The economic environment has become even less predictable since June. After the Federal Reserve cut interest rates July 31 for the first time in a decade, Chairman Jerome Powell noted at the Jackson Hole symposium Friday that the following weeks “have been eventful” with Trump’s latest tariff threats and further evidence of a global slowdown.
The latest signs of weakness may add to calls for policy makers to make another reduction at their next meeting in September.
After a 3.1% pace in the first quarter, economists forecast third- and fourth-quarter growth under 2%. What’s more, revisions from July showed GDP grew 2.5% on a fourth-quarter-over-fourth-quarter basis last year, down from a prior estimate of 3%.

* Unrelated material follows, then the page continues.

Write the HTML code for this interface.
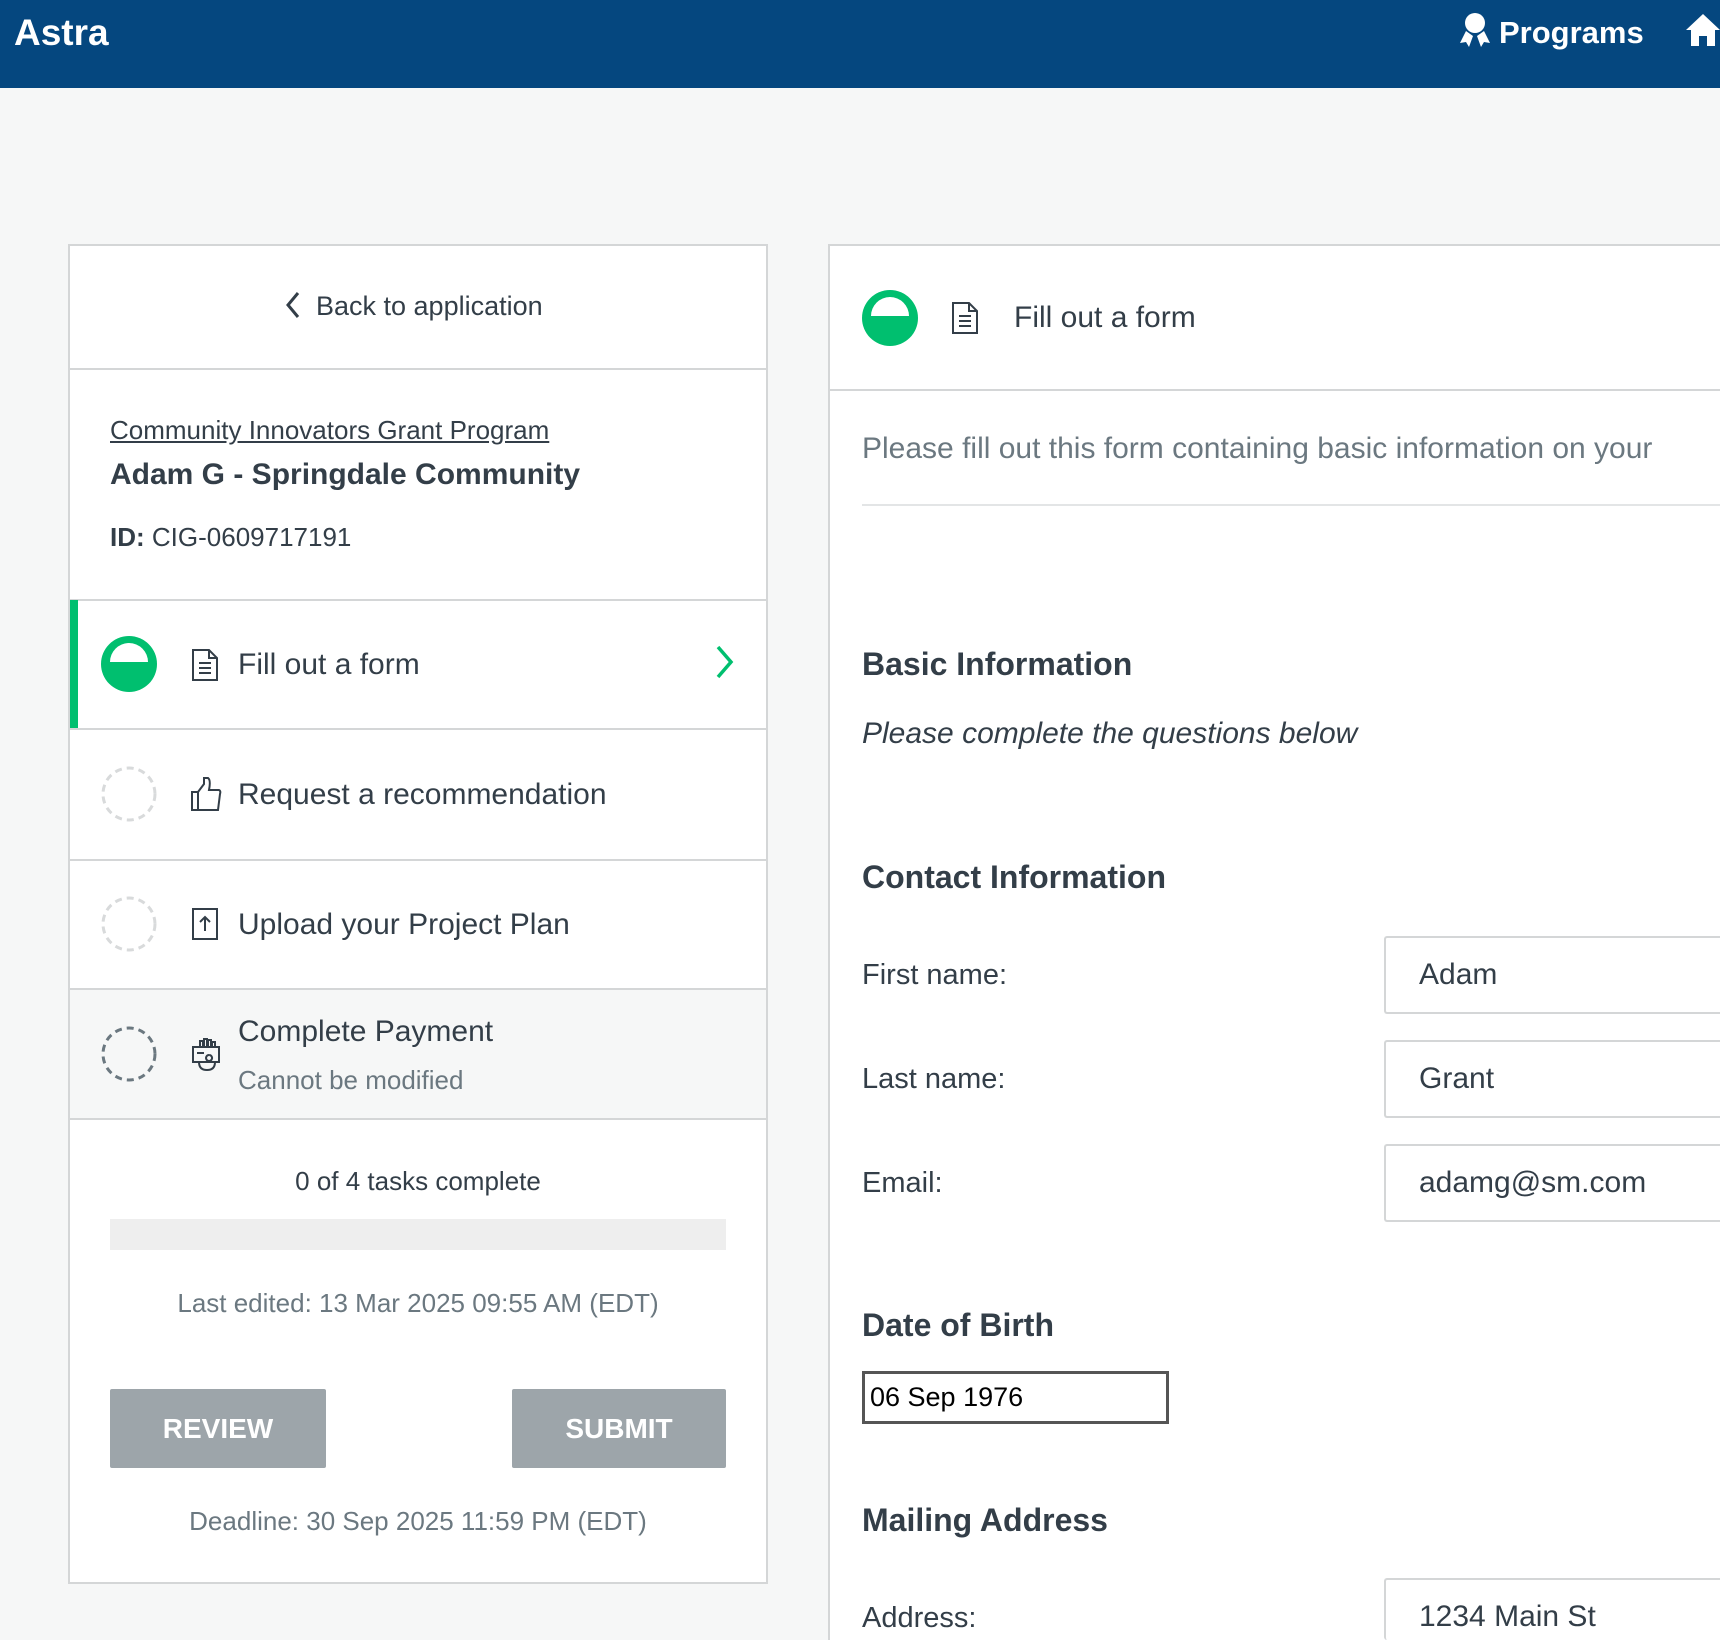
<!DOCTYPE html>
<html><head><meta charset="utf-8">
<style>
*{margin:0;padding:0;box-sizing:border-box}
html,body{width:1720px;height:1640px;overflow:hidden;background:#f6f7f7;font-family:"Liberation Sans",sans-serif;color:#333e48}
#w{position:relative;width:1720px;height:1640px;overflow:hidden}
.a{position:absolute;white-space:nowrap}
.hdr{position:absolute;left:0;top:0;width:1720px;height:88px;background:#05477f}
.panel{position:absolute;background:#fff;border:2px solid #d4d6d7}
.hl{position:absolute;height:2px;background:#d4d6d7}
.t{font-size:30px;line-height:36px}
.btn{position:absolute;background:#9da5aa;color:#fff;font-weight:bold;font-size:28px;text-align:center;line-height:79px;border-radius:2px}
.inp{position:absolute;left:1384px;width:340px;height:78px;border:2px solid #d4d6d7;border-right:none;border-radius:3px 0 0 3px;background:#fff;font-size:30px;line-height:74px;padding-left:33px;color:#333e48}
.lbl{font-size:29px;line-height:34px}
.h{font-size:32px;font-weight:bold;line-height:40px}
</style></head><body><div id="w">
<div class="hdr"></div>
<div class="a" style="left:14px;top:12px;font-size:37px;font-weight:bold;color:#fff;line-height:42px">Astra</div>
<svg class="a" style="left:1458px;top:12px" width="34" height="36" viewBox="0 0 34 36"><circle cx="17" cy="11" r="10" fill="#fff"/><path d="M8 19 L2 31 L8 30 L11 35 L15 24 Z M26 19 L32 31 L26 30 L23 35 L19 24 Z" fill="#fff"/></svg>
<div class="a" style="left:1499px;top:14px;font-size:31px;font-weight:bold;color:#fff;line-height:38px">Programs</div>
<svg class="a" style="left:1686px;top:12px" width="34" height="36" viewBox="0 0 34 36"><path d="M17 2 L34 18 L29 18 L29 34 L21 34 L21 24 L13 24 L13 34 L5 34 L5 18 L0 18 Z" fill="#fff"/></svg>

<div class="panel" style="left:68px;top:244px;width:700px;height:1340px"></div>
<svg class="a" style="left:284px;top:290px" width="18" height="30" viewBox="0 0 18 30"><path d="M14 3 L4 15 L14 27" fill="none" stroke="#333e48" stroke-width="3"/></svg>
<div class="a" style="left:316px;top:290px;font-size:27px;line-height:32px">Back to application</div>
<div class="hl" style="left:70px;top:368px;width:696px"></div>
<div class="a" style="left:110px;top:414px;font-size:26px;line-height:32px;text-decoration:underline">Community Innovators Grant Program</div>
<div class="a" style="left:110px;top:456px;font-size:30px;font-weight:bold;line-height:38px">Adam G - Springdale Community</div>
<div class="a" style="left:110px;top:521px;font-size:26px;line-height:32px"><b>ID:</b> CIG-0609717191</div>
<div class="hl" style="left:70px;top:599px;width:696px"></div>
<div class="a" style="left:70px;top:600px;width:8px;height:129px;background:#00bf6f"></div>
<svg class="a" style="left:101px;top:636px" width="56" height="56" viewBox="0 0 56 56"><circle cx="28" cy="28" r="28" fill="#00bf6f"/><path d="M9 26 A19 19 0 0 1 47 26 Z" fill="#fff"/></svg>
<svg class="a" style="left:191px;top:648px" width="28" height="34" viewBox="0 0 28 34"><path d="M2 2 H18 L26 10 V32 H2 Z M18 2 V10 H26 M8 15 H20 M8 20 H20 M8 25 H20" fill="none" stroke="#333e48" stroke-width="2"/></svg>
<div class="a t" style="left:238px;top:647px">Fill out a form</div>
<svg class="a" style="left:714px;top:644px" width="22" height="36" viewBox="0 0 22 36"><path d="M4 3 L17 18 L4 33" fill="none" stroke="#00bf6f" stroke-width="3.5"/></svg>
<div class="hl" style="left:70px;top:728px;width:696px"></div>
<svg class="a" style="left:101px;top:766px" width="56" height="56" viewBox="0 0 56 56"><circle cx="28" cy="28" r="26" fill="none" stroke="#d8dadb" stroke-width="3" stroke-dasharray="7 5"/></svg>
<svg class="a" style="left:190px;top:776px" width="32" height="36" viewBox="0 0 32 36"><path d="M2 16 H8 V34 H2 Z M8 16 L14 8 V2 H18 Q21 4 19 14 H29 Q31 15 30 18 L28 34 H8" fill="none" stroke="#333e48" stroke-width="2"/></svg>
<div class="a t" style="left:238px;top:777px">Request a recommendation</div>
<div class="hl" style="left:70px;top:859px;width:696px"></div>
<svg class="a" style="left:101px;top:896px" width="56" height="56" viewBox="0 0 56 56"><circle cx="28" cy="28" r="26" fill="none" stroke="#d8dadb" stroke-width="3" stroke-dasharray="7 5"/></svg>
<svg class="a" style="left:191px;top:907px" width="28" height="34" viewBox="0 0 28 34"><path d="M2 2 H26 V32 H2 Z M14 24 V10 M9 15 L14 10 L19 15" fill="none" stroke="#333e48" stroke-width="2"/></svg>
<div class="a t" style="left:238px;top:907px">Upload your Project Plan</div>
<div class="hl" style="left:70px;top:988px;width:696px"></div>
<div class="a" style="left:70px;top:990px;width:696px;height:128px;background:#f6f7f7"></div>
<svg class="a" style="left:101px;top:1026px" width="56" height="56" viewBox="0 0 56 56"><circle cx="28" cy="28" r="26" fill="none" stroke="#6b7880" stroke-width="3" stroke-dasharray="7 5"/></svg>
<svg class="a" style="left:190px;top:1036px" width="32" height="36" viewBox="0 0 32 36"><path d="M3 11 H29 V26 H3 Z M7 17 H14 M19 19 a3 3 0 1 0 0.1 0 M10 11 V5 H13 V11 M14 11 V3 H17 V11 M18 11 V4 H21 V11 M22 11 V6 H25 V11 M9 26 Q9 34 17 34 Q25 34 25 26" fill="none" stroke="#333e48" stroke-width="2"/></svg>
<div class="a t" style="left:238px;top:1014px">Complete Payment</div>
<div class="a" style="left:238px;top:1064px;font-size:26px;line-height:32px;color:#6b7880">Cannot be modified</div>
<div class="hl" style="left:70px;top:1118px;width:696px"></div>
<div class="a" style="left:70px;top:1165px;width:696px;text-align:center;font-size:26px;line-height:32px">0 of 4 tasks complete</div>
<div class="a" style="left:110px;top:1219px;width:616px;height:31px;background:#eeeeee"></div>
<div class="a" style="left:70px;top:1287px;width:696px;text-align:center;font-size:26px;line-height:32px;color:#6b7880">Last edited: 13 Mar 2025 09:55 AM (EDT)</div>
<div class="btn" style="left:110px;top:1389px;width:216px;height:79px">REVIEW</div>
<div class="btn" style="left:512px;top:1389px;width:214px;height:79px">SUBMIT</div>
<div class="a" style="left:70px;top:1505px;width:696px;text-align:center;font-size:26px;line-height:32px;color:#6b7880">Deadline: 30 Sep 2025 11:59 PM (EDT)</div>

<div class="panel" style="left:828px;top:244px;width:892px;height:1396px;border-right:none;border-bottom:none"></div>
<svg class="a" style="left:862px;top:290px" width="56" height="56" viewBox="0 0 56 56"><circle cx="28" cy="28" r="28" fill="#00bf6f"/><path d="M9 26 A19 19 0 0 1 47 26 Z" fill="#fff"/></svg>
<svg class="a" style="left:951px;top:301px" width="28" height="34" viewBox="0 0 28 34"><path d="M2 2 H18 L26 10 V32 H2 Z M18 2 V10 H26 M8 15 H20 M8 20 H20 M8 25 H20" fill="none" stroke="#333e48" stroke-width="2"/></svg>
<div class="a t" style="left:1014px;top:300px">Fill out a form</div>
<div class="hl" style="left:830px;top:389px;width:890px"></div>
<div class="a" style="left:862px;top:431px;font-size:30px;line-height:36px;color:#6b7880">Please fill out this form containing basic information on your</div>
<div class="hl" style="left:862px;top:504px;width:858px;background:#e3e5e6"></div>
<div class="a h" style="left:862px;top:644px">Basic Information</div>
<div class="a" style="left:862px;top:716px;font-size:30px;line-height:36px;font-style:italic">Please complete the questions below</div>
<div class="a h" style="left:862px;top:857px">Contact Information</div>
<div class="a lbl" style="left:862px;top:958px">First name:</div>
<div class="inp" style="top:936px">Adam</div>
<div class="a lbl" style="left:862px;top:1062px">Last name:</div>
<div class="inp" style="top:1040px">Grant</div>
<div class="a lbl" style="left:862px;top:1166px">Email:</div>
<div class="inp" style="top:1144px">adamg@sm.com</div>
<div class="a h" style="left:862px;top:1305px">Date of Birth</div>
<div class="a" style="left:862px;top:1371px;width:307px;height:53px;border:3px solid #555;background:#fff;font-size:27px;line-height:47px;padding-left:5px;color:#000">06 Sep 1976</div>
<div class="a h" style="left:862px;top:1500px">Mailing Address</div>
<div class="a lbl" style="left:862px;top:1601px">Address:</div>
<div class="inp" style="top:1578px;height:62px;border-bottom:none">1234 Main St</div>
</div></body></html>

Thursday’s report underscored the extent to which consumers can help sustain an expansion that’s wobbling elsewhere. The composition of the revision showed that personal consumption expenditures, the biggest driver of growth in the period, contributed 3.1 percentage points to GDP growth after an initially reported 2.85 points.
Net exports subtracted 0.72 point, more than the initial drag of 0.65 point, while nonresidential fixed investment remained a slight drag.
That may point to the impact of Trump’s tariffs as companies delay investment and potentially begin passing higher costs along to consumers.
Excluding the trade and inventory components of GDP, which remained the main drags on the second quarter after giving a big boost in the first, final sales to domestic purchasers increased at an upwardly-revised 3.6% pace. This measure, often looked to by economists as a gauge of underlying demand, suggests growth in the quarter was stronger than the headline number indicated.
Housing contracted for a sixth-straight quarter with an even bigger drag. Residential investment shrank at a 2.9% pace that was initially reported as a 1.5% drop.
The report also gave the first read on business earnings in the quarter. Pretax corporate profits climbed 5.3% from the prior quarter, the most in five years, and 2.7% annually.
A separate report from the Labor Department Thursday showed filings for unemployment benefits held steady. Jobless claims rose by 4,000 to 215,000 in the week ended Aug. 24, about in line with forecasts and the four-week moving average.
The labor market has remained a bright spot for the economy, with unemployment near a half-century low and wage gains holding up. Next week’s jobs report is projected to show payroll gains of around 160,000 in August, roughly in line with the prior reading but below last year’s 223,000 average.
- Gross domestic income, adjusted for inflation, rose 2.1%, following 3.2% in the first quarter.
- Inflation remained subdued, as the personal consumption expenditures price index, excluding food and energy, rose at a 1.7% pace that was revised from 1.8%.
- Government spending contributed 0.77 point after a previously reported 0.85 point.
- Travel was the largest contributor to the downward revision to exports of services, which fell 6.3%.
- The GDP report is the second of three estimates for the quarter; the third is due Sept. 26.